Entries provided:
════
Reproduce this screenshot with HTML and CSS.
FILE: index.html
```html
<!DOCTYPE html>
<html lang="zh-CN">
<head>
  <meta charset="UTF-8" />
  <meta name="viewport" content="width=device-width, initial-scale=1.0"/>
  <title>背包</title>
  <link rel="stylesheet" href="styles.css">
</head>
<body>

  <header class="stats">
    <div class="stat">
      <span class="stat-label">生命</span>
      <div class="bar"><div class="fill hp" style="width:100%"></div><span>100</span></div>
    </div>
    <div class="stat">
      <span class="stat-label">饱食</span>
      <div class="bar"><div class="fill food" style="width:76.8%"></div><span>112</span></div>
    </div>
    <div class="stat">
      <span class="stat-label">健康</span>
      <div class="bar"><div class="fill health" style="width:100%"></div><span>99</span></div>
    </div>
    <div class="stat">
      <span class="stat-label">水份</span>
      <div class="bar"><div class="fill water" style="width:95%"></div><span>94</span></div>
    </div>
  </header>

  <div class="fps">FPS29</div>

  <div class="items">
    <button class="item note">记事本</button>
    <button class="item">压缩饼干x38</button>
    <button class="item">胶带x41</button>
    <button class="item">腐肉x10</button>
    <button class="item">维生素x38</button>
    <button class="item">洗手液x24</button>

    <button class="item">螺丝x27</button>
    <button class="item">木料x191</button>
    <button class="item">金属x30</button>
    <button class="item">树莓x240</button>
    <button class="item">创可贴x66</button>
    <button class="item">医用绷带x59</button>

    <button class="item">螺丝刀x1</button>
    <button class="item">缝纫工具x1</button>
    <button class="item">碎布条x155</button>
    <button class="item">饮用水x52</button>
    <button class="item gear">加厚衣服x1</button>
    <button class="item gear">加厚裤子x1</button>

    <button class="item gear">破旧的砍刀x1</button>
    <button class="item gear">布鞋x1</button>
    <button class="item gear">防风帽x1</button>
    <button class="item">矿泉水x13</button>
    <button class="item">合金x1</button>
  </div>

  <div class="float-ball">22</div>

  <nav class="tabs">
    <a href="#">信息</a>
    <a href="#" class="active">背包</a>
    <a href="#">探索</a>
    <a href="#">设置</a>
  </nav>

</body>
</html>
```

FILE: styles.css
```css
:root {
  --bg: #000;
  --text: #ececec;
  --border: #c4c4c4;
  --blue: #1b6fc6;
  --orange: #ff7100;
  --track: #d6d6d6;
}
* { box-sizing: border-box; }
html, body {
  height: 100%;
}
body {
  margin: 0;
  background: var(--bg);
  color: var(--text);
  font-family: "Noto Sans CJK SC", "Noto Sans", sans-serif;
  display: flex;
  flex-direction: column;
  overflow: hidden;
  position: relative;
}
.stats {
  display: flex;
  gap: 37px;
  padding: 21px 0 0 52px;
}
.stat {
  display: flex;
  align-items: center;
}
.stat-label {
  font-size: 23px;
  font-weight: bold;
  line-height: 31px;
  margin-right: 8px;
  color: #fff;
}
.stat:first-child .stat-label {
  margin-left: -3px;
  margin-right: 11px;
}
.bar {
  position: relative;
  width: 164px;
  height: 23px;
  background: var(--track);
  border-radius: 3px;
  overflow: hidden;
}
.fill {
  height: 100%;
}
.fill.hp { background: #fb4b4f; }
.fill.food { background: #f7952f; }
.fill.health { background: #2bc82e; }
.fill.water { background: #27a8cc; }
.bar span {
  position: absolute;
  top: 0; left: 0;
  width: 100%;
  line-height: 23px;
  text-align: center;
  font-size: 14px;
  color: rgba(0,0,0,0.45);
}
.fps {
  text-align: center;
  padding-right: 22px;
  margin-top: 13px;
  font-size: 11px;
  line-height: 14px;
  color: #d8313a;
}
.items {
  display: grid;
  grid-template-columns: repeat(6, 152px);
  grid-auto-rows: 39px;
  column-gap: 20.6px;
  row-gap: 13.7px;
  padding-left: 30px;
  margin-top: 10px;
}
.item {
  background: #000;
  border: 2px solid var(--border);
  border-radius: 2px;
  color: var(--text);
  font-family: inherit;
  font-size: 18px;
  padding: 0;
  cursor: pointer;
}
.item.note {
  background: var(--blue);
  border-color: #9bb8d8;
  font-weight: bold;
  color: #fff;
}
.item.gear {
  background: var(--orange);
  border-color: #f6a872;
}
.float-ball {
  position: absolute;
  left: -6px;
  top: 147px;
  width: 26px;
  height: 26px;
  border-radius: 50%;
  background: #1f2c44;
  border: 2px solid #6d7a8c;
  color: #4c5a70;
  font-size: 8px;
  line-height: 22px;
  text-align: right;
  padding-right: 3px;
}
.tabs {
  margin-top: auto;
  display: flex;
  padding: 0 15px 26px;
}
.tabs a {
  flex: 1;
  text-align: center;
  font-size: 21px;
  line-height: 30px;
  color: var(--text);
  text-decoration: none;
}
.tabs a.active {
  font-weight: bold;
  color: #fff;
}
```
════
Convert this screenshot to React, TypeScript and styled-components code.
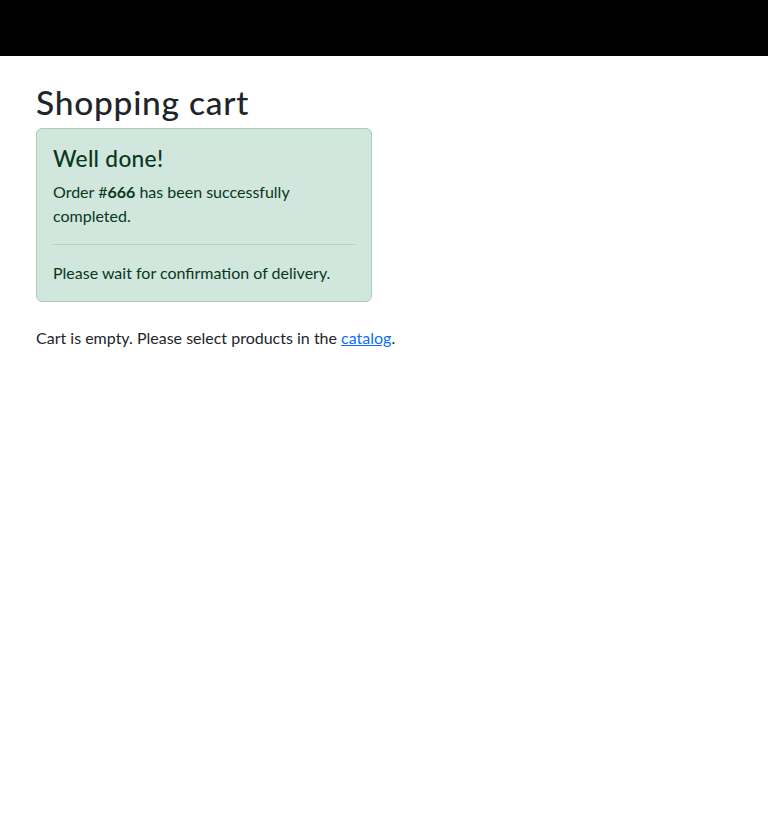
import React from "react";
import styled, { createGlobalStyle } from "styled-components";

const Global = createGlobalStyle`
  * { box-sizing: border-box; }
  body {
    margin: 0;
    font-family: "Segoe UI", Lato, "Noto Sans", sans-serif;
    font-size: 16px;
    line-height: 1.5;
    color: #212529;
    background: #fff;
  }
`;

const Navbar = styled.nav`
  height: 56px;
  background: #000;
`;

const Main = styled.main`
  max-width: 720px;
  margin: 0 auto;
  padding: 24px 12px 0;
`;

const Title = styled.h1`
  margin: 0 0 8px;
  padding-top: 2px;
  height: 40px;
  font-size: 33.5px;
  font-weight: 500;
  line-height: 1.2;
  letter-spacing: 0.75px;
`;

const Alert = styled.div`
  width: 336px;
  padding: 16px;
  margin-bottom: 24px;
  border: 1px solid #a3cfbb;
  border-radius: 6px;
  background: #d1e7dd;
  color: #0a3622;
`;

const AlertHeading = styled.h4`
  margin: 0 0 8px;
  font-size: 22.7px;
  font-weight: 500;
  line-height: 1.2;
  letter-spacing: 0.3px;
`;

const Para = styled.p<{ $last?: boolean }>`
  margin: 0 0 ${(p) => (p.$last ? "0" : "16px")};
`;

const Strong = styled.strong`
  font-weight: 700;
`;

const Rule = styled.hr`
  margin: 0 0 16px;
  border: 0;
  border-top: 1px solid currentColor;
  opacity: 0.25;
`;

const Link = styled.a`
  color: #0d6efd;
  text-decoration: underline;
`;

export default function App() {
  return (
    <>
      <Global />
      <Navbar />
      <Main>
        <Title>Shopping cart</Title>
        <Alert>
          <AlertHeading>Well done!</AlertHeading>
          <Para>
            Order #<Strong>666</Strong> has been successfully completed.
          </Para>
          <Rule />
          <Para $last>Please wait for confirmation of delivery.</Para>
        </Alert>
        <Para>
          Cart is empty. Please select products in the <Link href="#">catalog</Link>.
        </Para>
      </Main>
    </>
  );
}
════
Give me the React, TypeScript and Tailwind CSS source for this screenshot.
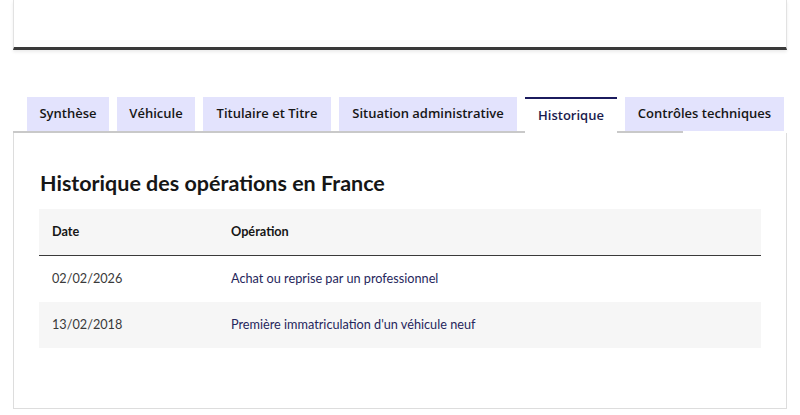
════
Given request:
Search the lines for the word "this" and report how many contain it, by number only.

Final result:
3